I campi sono usciti dall'agenda
sabato 10 luglio 2010
L'allarme lanciato dal ministro dell'agricoltura Giancarlo Galan è forte: l'agricoltura non è fra le priorità del Paese. Perché, è chiaro, una comunità che trascura la produzione alimentare, oppure che ne ha un'immagine schizofrenica, non getta buone basi per il futuro. Eppure, guardando le cronache recenti, lo scenario che ci si presenta appare essere questo.
Lasciando per un attimo da parte l'ultimo caso di scandalo alimentare (quello delle mozzarelle che diventano blu), agenzie e comunicati degli ultimi giorni forniscono
altri esempi interessanti. A iniziare da quello della pasta: secondo la Coldiretti, in un caso su tre, quella che consumiamo è fatta con grano straniero senza alcuna informazione per il consumatore. Per i coltivatori, oltre un miliardo di chili di pasta "italiana" all'anno sono prodotti con grano extracomunitario senza alcuna indicazione in etichetta perché non è ancora obbligatorio indicare la provenienza della materia prima utilizzata.
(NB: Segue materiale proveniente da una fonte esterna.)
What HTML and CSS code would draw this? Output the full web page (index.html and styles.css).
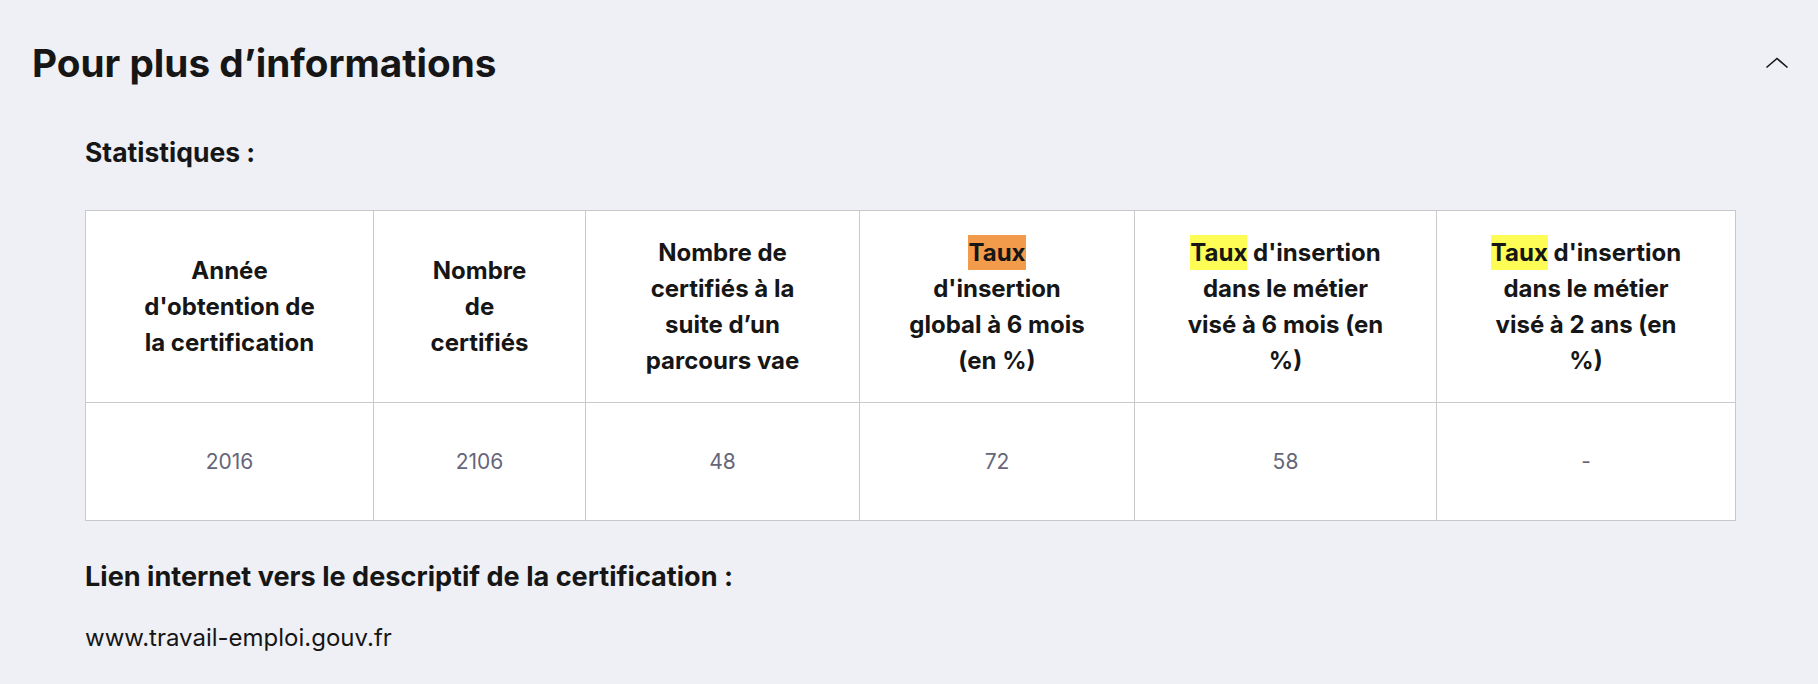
FILE: index.html
```html
<!DOCTYPE html>
<html lang="fr">
<head>
<meta charset="utf-8">
<title>Pour plus d’informations</title>
<link rel="stylesheet" href="styles.css">
</head>
<body>
<section class="accordion">
  <div class="accordion-header">
    <h2 class="accordion-title">Pour plus d’informations</h2>
    <button class="accordion-toggle" aria-expanded="true" aria-label="Replier">
      <svg width="24" height="12" viewBox="0 0 24 12" aria-hidden="true"><polyline points="1.5,10.5 12,1.5 22.5,10.5" fill="none" stroke="#161616" stroke-width="1.6"/></svg>
    </button>
  </div>
  <div class="accordion-body">
    <h3 class="section-label">Statistiques :</h3>
    <table class="stats">
      <colgroup>
        <col class="col-1"><col class="col-2"><col class="col-3"><col class="col-4"><col class="col-5"><col class="col-6">
      </colgroup>
      <thead>
        <tr>
          <th>Année d'obtention de la certification</th>
          <th>Nombre de certifiés</th>
          <th>Nombre de certifiés à la suite d’un parcours vae</th>
          <th><mark class="hl hl-orange">Taux</mark> d'insertion global à 6 mois (en %)</th>
          <th><mark class="hl">Taux</mark> d'insertion dans le métier visé à 6 mois (en %)</th>
          <th><mark class="hl">Taux</mark> d'insertion dans le métier visé à 2 ans (en %)</th>
        </tr>
      </thead>
      <tbody>
        <tr>
          <td>2016</td>
          <td>2106</td>
          <td>48</td>
          <td>72</td>
          <td>58</td>
          <td>-</td>
        </tr>
      </tbody>
    </table>
    <h3 class="section-label link-label">Lien internet vers le descriptif de la certification :</h3>
    <p class="link-text">www.travail-emploi.gouv.fr</p>
  </div>
</section>
</body>
</html>
```
FILE: styles.css
```css
* { box-sizing: border-box; }

body {
  margin: 0;
  background: #eff0f5;
  color: #161616;
  font-family: Inter, "Noto Sans", sans-serif;
}

.accordion {
  padding-top: 40px;
}

.accordion-header {
  display: flex;
  align-items: center;
  justify-content: space-between;
  padding: 0 30px 0 32px;
}

.accordion-title {
  margin: 0;
  font-size: 38.7px;
  line-height: 46px;
  font-weight: 700;
}

.accordion-toggle {
  display: flex;
  align-items: center;
  justify-content: center;
  width: 24px;
  height: 24px;
  padding: 0;
  margin-right: -1px;
  border: 0;
  background: none;
}

.accordion-body {
  padding: 50px 83px 0 85px;
}

.section-label {
  margin: 0;
  font-size: 26.5px;
  line-height: 32px;
  font-weight: 700;
}

.stats {
  width: 100%;
  margin-top: 42px;
  border-collapse: collapse;
  table-layout: fixed;
  background: #fff;
}

.col-1 { width: 288px; }
.col-2 { width: 212px; }
.col-3 { width: 274px; }
.col-4 { width: 275px; }
.col-5 { width: 302px; }
.col-6 { width: 299px; }

.stats th,
.stats td {
  border: 1px solid #c9c9cc;
  text-align: center;
  vertical-align: middle;
}

.stats th {
  padding: 24px 48px 23px;
  font-size: 24px;
  line-height: 36px;
  font-weight: 700;
}

.stats td {
  padding: 42px 16px;
  font-size: 21px;
  line-height: 33px;
  color: #66667a;
}

.hl {
  background: #fdfd55;
  color: inherit;
  padding: 3px 0;
}

.hl-orange {
  background: #f29b4b;
}

.link-label {
  margin-top: 40px;
  font-size: 27.1px;
}

.link-text {
  margin: 27px 0 0;
  font-size: 24px;
  line-height: 36px;
}
```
Il problema per loro è proprio questo: non si tratta di bloccare ciò che viene dall'estero, ma semplicemente di darne notizia a chi acquista. La libertà di scelta dovrebbe fare il resto. Posti di fronte ad un pacco di maccheroni "nostrani" e ad un altro sempre di maccheroni prodotti però con farina turca o del Kazakistan, i consumatori potranno essere liberi di scegliere la bontà di casa loro. Poter distinguere fra prodotti di fatto diversi (forse), ha naturalmente anche un risvolto economico. Sempre secondo la Coldiretti, la non chiarezza nel mercato comporta speculazioni dal campo alla tavola con un chilo di grano che è venduto in Italia, su valori simili a quelli di venti anni fa: circa 16 centesimi. Secondo i dati Ismea, la campagna 2008/09 si è conclusa con prezzi all'origine diminuiti per il grano duro, rispetto a quella precedente, del 41%.
Insomma, da un lato si fa attenzione ai micromercati dei prodotti tipici, DOP, IGP e sì dà un'immagine idilliaca del comparto, dall'altro non si vede la necessità di curare di più quelle che, in termini tecnici, vengono chiamate "commodities", cioè le grandi produzioni, che alla fine arrivano sulle tavole di tutti. Con buona pace di chi, invece, si sforza di ricordare che, prima dei marchi di origine e di qualità, c'era semplicemente un'agricoltura "fatta in casa" che in qualche modo si cerca di preservare. Come accade, per esempio, oggi e domani a Bastia Umbra con la "festa della battitura", finita nel dimenticatoio a causa dell'evolversi della tecnologia.
Ha quindi davvero ragione Galan che di fronte all'assemblea della Cia " Confederazione italiana agricoltori " ha affermato: «L'agricoltura ha due grossi handicap. È un settore dove ci si rimette e non è considerata importante: cioè non interessa ai media e soprattutto non è fra le priorità di questo Paese». Lui però rappresenta la politica che può decidere: ci aspettiamo che dopo la denuncia si passi all'azione.